_INSTRUCTIONS FOR THE TASK_
Present every line in which the string "React" appears.

_DATA SEGMENT_
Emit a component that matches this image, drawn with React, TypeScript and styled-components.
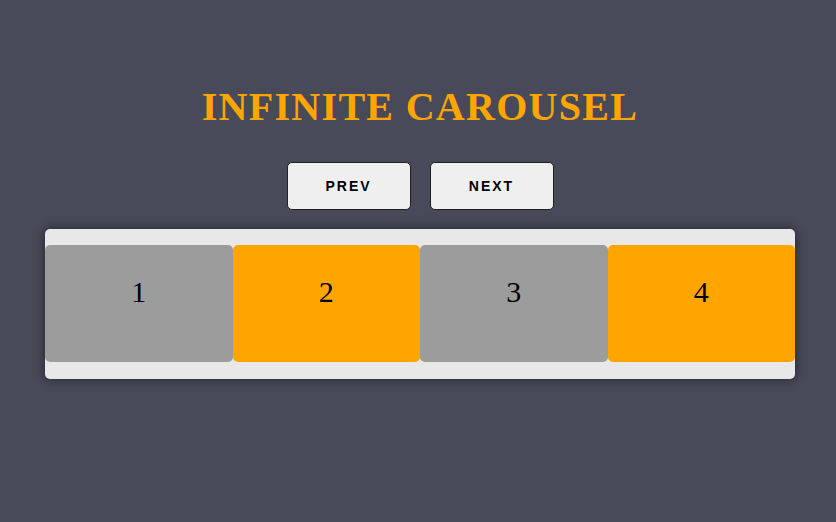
import React, { useState } from "react";
import styled, { createGlobalStyle } from "styled-components";

const GlobalStyle = createGlobalStyle`
  html, body {
    margin: 0;
    padding: 0;
    background: #484a59;
  }
  body {
    font-family: "Liberation Serif", "Times New Roman", serif;
  }
`;

const slides = [1, 2, 3, 4];

const App: React.FC = () => {
  const [offset, setOffset] = useState<number>(0);

  const ordered = slides.map((_, i) => slides[(i + offset) % slides.length]);

  return (
    <Page>
      <GlobalStyle />
      <Title>INFINITE CAROUSEL</Title>
      <Controls>
        <NavButton onClick={() => setOffset((offset + slides.length - 1) % slides.length)}>
          PREV
        </NavButton>
        <NavButton onClick={() => setOffset((offset + 1) % slides.length)}>NEXT</NavButton>
      </Controls>
      <Track>
        {ordered.map((n) => (
          <Slide key={n} $odd={n % 2 === 1}>
            {n}
          </Slide>
        ))}
      </Track>
    </Page>
  );
};

export default App;

const Page = styled.div`
  display: flex;
  flex-direction: column;
  align-items: center;
  min-height: 522px;
  padding: 84px 0 0 4px;
  box-sizing: border-box;
`;

const Title = styled.h1`
  margin: 0;
  font-family: "Liberation Serif", "Times New Roman", serif;
  font-size: 40px;
  font-weight: 700;
  line-height: 46px;
  color: #ffa500;
  letter-spacing: 1.3px;
`;

const Controls = styled.div`
  display: flex;
  gap: 19px;
  margin-top: 32px;
`;

const NavButton = styled.button`
  width: 124px;
  height: 48px;
  background: #efefef;
  border: 1px solid #1f1f1f;
  border-radius: 5px;
  font-family: "Liberation Sans", Arial, sans-serif;
  font-size: 14px;
  font-weight: 700;
  letter-spacing: 2px;
  color: #000;
  cursor: pointer;
`;

const Track = styled.div`
  display: flex;
  width: 750px;
  margin-top: 19px;
  padding: 16px 0 17px;
  background: #e8e8e8;
  border-radius: 5px;
  box-shadow: 0 0 12px rgba(0, 0, 0, 0.55);
`;

const Slide = styled.div<{ $odd: boolean }>`
  flex: 1;
  height: 117px;
  box-sizing: border-box;
  padding-top: 30px;
  text-align: center;
  background: ${(p) => (p.$odd ? "#9c9c9c" : "#ffa500")};
  border-radius: 5px;
  font-family: "Liberation Serif", "Times New Roman", serif;
  font-size: 30px;
  line-height: 34px;
  color: #000;
`;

_WRITTEN REPLY_
Emit a component that matches this image, drawn with React, TypeScript and styled-components.
import React, { useState } from "react";
const App: React.FC = () => {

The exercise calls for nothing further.